'''
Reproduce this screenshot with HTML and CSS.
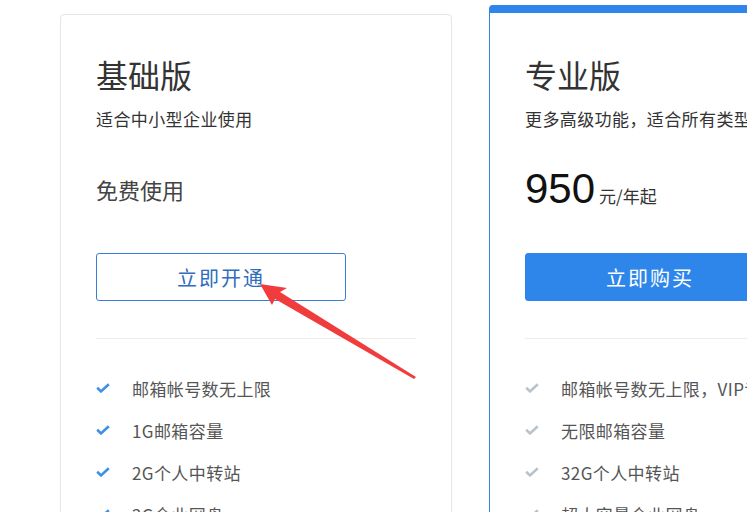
FILE: index.html
```html
<!DOCTYPE html>
<html lang="zh-CN">
<head>
    <meta charset="UTF-8">
    <meta name="viewport" content="width=device-width, initial-scale=1.0">
    <title>企业邮箱 - 版本选择</title>
    <link rel="stylesheet" href="styles.css">
</head>
<body>
    <div class="plans">
        <div class="plan">
            <h2 class="plan-title">基础版</h2>
            <p class="plan-desc">适合中小型企业使用</p>
            <div class="plan-price free">免费使用</div>
            <button class="btn btn-outline">立即开通</button>
            <div class="divider"></div>
            <ul class="features">
                <li><svg class="check" viewBox="0 0 14 10"><polyline points="1.2,4.8 5,8.4 12.8,1.2"/></svg>邮箱帐号数无上限</li>
                <li><svg class="check" viewBox="0 0 14 10"><polyline points="1.2,4.8 5,8.4 12.8,1.2"/></svg>1G邮箱容量</li>
                <li><svg class="check" viewBox="0 0 14 10"><polyline points="1.2,4.8 5,8.4 12.8,1.2"/></svg>2G个人中转站</li>
                <li><svg class="check" viewBox="0 0 14 10"><polyline points="1.2,4.8 5,8.4 12.8,1.2"/></svg>2G企业网盘</li>
            </ul>
        </div>

        <div class="plan pro">
            <h2 class="plan-title">专业版</h2>
            <p class="plan-desc">更多高级功能，适合所有类型企业使用</p>
            <div class="plan-price"><span class="amount">950</span><span class="unit">元/年起</span></div>
            <button class="btn btn-primary">立即购买</button>
            <div class="divider"></div>
            <ul class="features">
                <li><svg class="check" viewBox="0 0 14 10"><polyline points="1.2,4.8 5,8.4 12.8,1.2"/></svg>邮箱帐号数无上限，VIP专属服务</li>
                <li><svg class="check" viewBox="0 0 14 10"><polyline points="1.2,4.8 5,8.4 12.8,1.2"/></svg>无限邮箱容量</li>
                <li><svg class="check" viewBox="0 0 14 10"><polyline points="1.2,4.8 5,8.4 12.8,1.2"/></svg>32G个人中转站</li>
                <li><svg class="check" viewBox="0 0 14 10"><polyline points="1.2,4.8 5,8.4 12.8,1.2"/></svg>超大容量企业网盘</li>
            </ul>
        </div>
    </div>

    <!-- annotation arrow -->
    <svg class="arrow" viewBox="0 0 747 512">
        <polygon points="260,284 287,288 280,292 416,377 414,379 275,299 272,305"/>
    </svg>
</body>
</html>
```

FILE: styles.css
```css
* {
    margin: 0;
    padding: 0;
    box-sizing: border-box;
}

body {
    background: #fff;
    font-family: "Noto Sans CJK SC", "Liberation Sans", sans-serif;
    color: #333;
    overflow: hidden;
    width: 747px;
    height: 512px;
    position: relative;
}

.plans {
    display: flex;
    align-items: flex-start;
    gap: 37px;
    padding: 14px 0 0 60px;
    width: 1000px;
}

.plan {
    flex: 0 0 392px;
    height: 580px;
    border: 1px solid #e6e6e6;
    border-radius: 4px;
    padding: 39px 35px 0 35px;
}

.plan.pro {
    margin-top: -9px;
    border-color: #2e86ea;
    border-top-width: 8px;
    padding-top: 41px;
}

.plan-title {
    font-size: 32px;
    font-weight: normal;
    line-height: 40px;
    color: #333;
}

.plan-desc {
    margin-top: 13px;
    font-size: 17px;
    line-height: 24px;
    letter-spacing: 0.4px;
    color: #333;
    white-space: nowrap;
}

.plan-price {
    margin-top: 43px;
    height: 30px;
    line-height: 30px;
    font-size: 22px;
    color: #444;
    white-space: nowrap;
}

.plan-price .amount {
    font-family: "Liberation Sans", sans-serif;
    font-size: 42px;
    color: #111;
}

.plan-price .unit {
    font-size: 17px;
    color: #333;
    margin-left: 4px;
}

.btn {
    display: block;
    margin-top: 49px;
    width: 250px;
    height: 48px;
    border-radius: 3px;
    font-family: inherit;
    font-size: 20px;
    letter-spacing: 2px;
    cursor: pointer;
}

.btn-outline {
    background: #fff;
    border: 1px solid #3a7fd5;
    color: #2f6dbd;
}

.btn-primary {
    background: #2e86ea;
    border: 1px solid #2e86ea;
    color: #fff;
}

.divider {
    margin-top: 37px;
    height: 1px;
    background: #ececec;
}

.features {
    list-style: none;
    padding-top: 28px;
}

.features li {
    display: flex;
    align-items: center;
    height: 42px;
    font-size: 17px;
    letter-spacing: 0.4px;
    color: #555;
    white-space: nowrap;
}

.check {
    width: 14px;
    height: 10px;
    margin-right: 22px;
    flex: none;
}

.check polyline {
    fill: none;
    stroke: #3d8fe8;
    stroke-width: 2.6;
}

.pro .check polyline {
    stroke: #b9c3cd;
}

.arrow {
    position: absolute;
    left: 0;
    top: 0;
    width: 747px;
    height: 512px;
    pointer-events: none;
}

.arrow polygon {
    fill: #f03c3c;
}
```
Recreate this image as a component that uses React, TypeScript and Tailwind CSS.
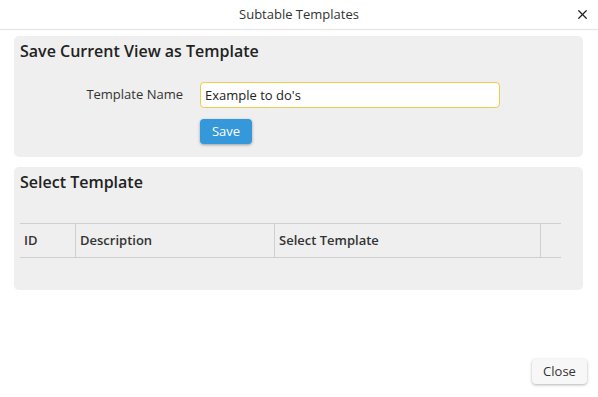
import { X } from 'lucide-react';

const columns = [
  { label: 'ID', width: 'w-[56px]' },
  { label: 'Description', width: 'w-[199px]' },
  { label: 'Select Template', width: 'w-[266px]' },
  { label: '', width: 'flex-1' },
];

export default function App() {
  return (
    <div className="h-[397px] w-[598px] bg-white font-['Open_Sans',sans-serif] text-[#333]">
      <header className="relative flex h-[30px] items-center justify-center border-b border-[#e3e3e3]">
        <h1 className="text-[13px] font-medium text-[#333]">Subtable Templates</h1>
        <button type="button" className="absolute right-[8px] top-[7px] text-[#222]">
          <X className="h-[15px] w-[15px]" strokeWidth={2} />
        </button>
      </header>

      <div className="flex flex-col gap-[10px] pl-[14px] pr-[15px] pt-[6px]">
        <section className="h-[121px] rounded-[5px] bg-[#efefef] px-[6px] pt-[3px]">
          <h2 className="text-[16px] font-semibold leading-[24px] text-[#222]">Save Current View as Template</h2>
          <div className="mt-[19px] flex items-center">
            <label className="w-[180px] pr-[17px] text-right text-[13px]">Template Name</label>
            <input
              defaultValue="Example to do's"
              className="h-[26px] w-[300px] rounded-[4px] border border-[#f2cc4c] bg-white px-[4px] text-[13px] text-[#222] outline-none"
            />
          </div>
          <div className="mt-[10px] pl-[180px]">
            <button
              type="button"
              className="h-[25px] w-[52px] rounded-[4px] bg-[#3498db] text-[13px] text-white shadow-[0_1px_3px_rgba(0,0,0,0.35)]"
            >
              Save
            </button>
          </div>
        </section>

        <section className="h-[123px] rounded-[5px] bg-[#efefef] px-[6px] pt-[3px]">
          <h2 className="text-[16px] font-semibold leading-[24px] text-[#222]">Select Template</h2>
          <div className="mr-[16px] mt-[29px] flex h-[35px] border-y border-[#cfcfcf]">
            {columns.map((c, i) => (
              <div
                key={i}
                className={`${c.width} flex items-center px-[4px] text-[13px] font-semibold text-[#333] ${
                  i < columns.length - 1 ? 'border-r border-[#cfcfcf]' : ''
                }`}
              >
                {c.label}
              </div>
            ))}
          </div>
        </section>
      </div>

      <div className="flex justify-end pr-[11px] pt-[69px]">
        <button
          type="button"
          className="h-[25px] w-[55px] rounded-[4px] bg-[#f7f7f7] text-[13px] text-[#333] shadow-[0_1px_3px_rgba(0,0,0,0.3)]"
        >
          Close
        </button>
      </div>
    </div>
  );
}
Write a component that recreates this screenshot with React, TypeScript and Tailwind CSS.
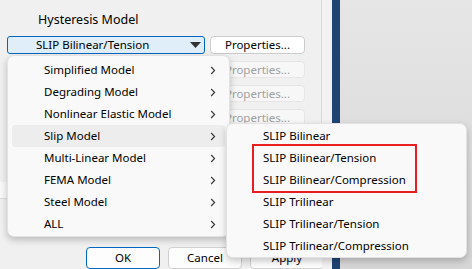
import React from "react";

const Chevron = () => (
  <svg width="6" height="9" viewBox="0 0 6 9" className="shrink-0">
    <path d="M1.2 1 L4.6 4.5 L1.2 8" fill="none" stroke="#333" strokeWidth="1.1" />
  </svg>
);

const mainItems = [
  "Simplified Model",
  "Degrading Model",
  "Nonlinear Elastic Model",
  "Slip Model",
  "Multi-Linear Model",
  "FEMA Model",
  "Steel Model",
  "ALL",
];

const subItems = [
  "SLIP Bilinear",
  "SLIP Bilinear/Tension",
  "SLIP Bilinear/Compression",
  "SLIP Trilinear",
  "SLIP Trilinear/Tension",
  "SLIP Trilinear/Compression",
];

export default function App() {
  return (
    <div
      className="relative w-[472px] h-[269px] overflow-hidden flex text-[11.5px] text-black"
      style={{ fontFamily: '"Noto Sans", "Liberation Sans", sans-serif' }}
    >
      {/* dialog panel */}
      <div className="w-[322px] shrink-0 bg-[#f0f0f0] border-r border-[#dadada] flex flex-col">
        <div className="pt-[11px] pl-[38px] h-[37px] leading-[17px] text-[12.5px]">Hysteresis Model</div>
        <div className="flex items-start gap-[5px] pl-[7px] h-[18px]">
          <div className="w-[198px] h-[18px] rounded-[3px] border border-[#0067c0] bg-[#e0eef9] flex items-center pl-[28px] pr-[2px] leading-[16px]">
            <span className="flex-1">SLIP Bilinear/Tension</span>
            <svg width="11" height="6" viewBox="0 0 11 6" className="mr-[1px]">
              <path d="M0 0 H11 L5.5 6 Z" fill="#333" />
            </svg>
          </div>
          <div className="w-[95px] h-[18px] rounded-[4px] border border-[#cccccc] bg-white flex items-center justify-center leading-[16px]">
            Properties...
          </div>
        </div>
        <div className="flex flex-col gap-[7px] pl-[210px] pt-[7px]">
          {[0, 1, 2, 3].map((i) => (
            <div
              key={i}
              className="w-[95px] h-[17px] rounded-[4px] border border-[#e6e6e6] bg-[#f7f7f7] flex items-center justify-center leading-[15px] text-[#a0a0a0]"
            >
              Properties...
            </div>
          ))}
        </div>
        <div className="mt-[32px] h-[18px] w-[220px] bg-[#f9f9f9] border-b border-[#dcdcdc]" />
        <div className="flex gap-[8px] pl-[86px] mt-[48px]">
          <div className="w-[74px] h-[22px] shrink-0 rounded-[4px] border border-[#0067c0] bg-[#fdfdfd] flex items-center justify-center leading-[16px]">
            OK
          </div>
          <div className="w-[74px] h-[22px] shrink-0 rounded-[4px] border border-[#d0d0d0] bg-[#fdfdfd] flex items-center justify-center leading-[16px]">
            Cancel
          </div>
          <div className="w-[74px] h-[22px] shrink-0 rounded-[4px] border border-[#d0d0d0] bg-[#fdfdfd] flex items-center justify-center leading-[16px]">
            Apply
          </div>
        </div>
      </div>
      <div className="w-[10px] shrink-0 bg-[#f2f2f2]" />
      <div className="w-[8px] shrink-0 bg-[#1f4474]" />
      <div className="flex-1 bg-gradient-to-b from-[#e6e6e6] to-[#d6d6d6]" />

      {/* main dropdown menu */}
      <div className="absolute left-[7px] top-[55px] w-[223px] h-[182px] rounded-[7px] bg-[#f9f9f9] border border-[#e2e2e2] shadow-[0_3px_7px_rgba(0,0,0,0.22)] pt-[3px]">
        {mainItems.map((t, i) => (
          <div
            key={t}
            className={`mx-[4px] h-[22px] rounded-[4px] flex items-center pl-[32px] pr-[9px] ${
              i === 3 ? "bg-[#ededed]" : ""
            }`}
          >
            <span className="flex-1 leading-[16px]">{t}</span>
            <Chevron />
          </div>
        ))}
      </div>

      {/* submenu */}
      <div className="absolute left-[226px] top-[123px] w-[241px] h-[135px] rounded-[7px] bg-[#f9f9f9] border border-[#e2e2e2] shadow-[0_3px_7px_rgba(0,0,0,0.22)] pt-[1px]">
        {subItems.map((t) => (
          <div key={t} className="h-[22px] flex items-center pl-[36px] leading-[16px]">
            {t}
          </div>
        ))}
      </div>

      {/* red highlight box */}
      <div className="absolute left-[252px] top-[144px] w-[165px] h-[49px] border-2 border-[#ea1c24]" />
    </div>
  );
}
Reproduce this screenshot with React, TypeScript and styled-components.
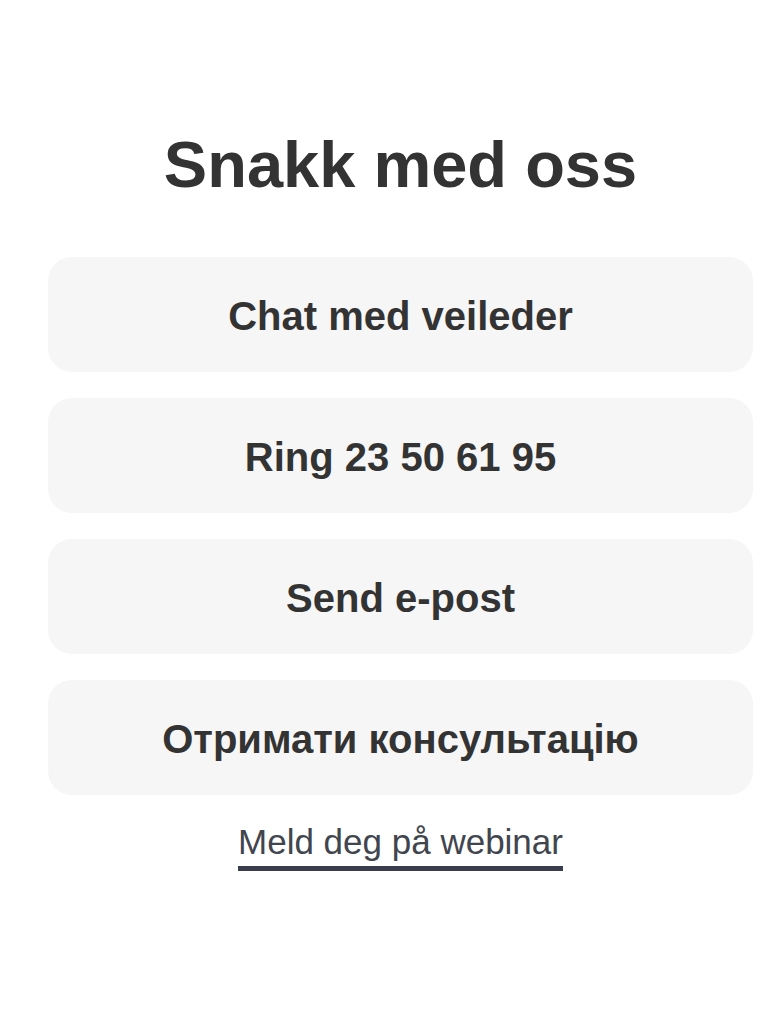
'''
**Exercise brief:**
Copy out each line of the entries that holds "with".

**Answer below:**
Reproduce this screenshot with HTML and CSS.
Write a component that recreates this screenshot with React, TypeScript and Tailwind CSS.
Reproduce this screenshot with React, TypeScript and styled-components.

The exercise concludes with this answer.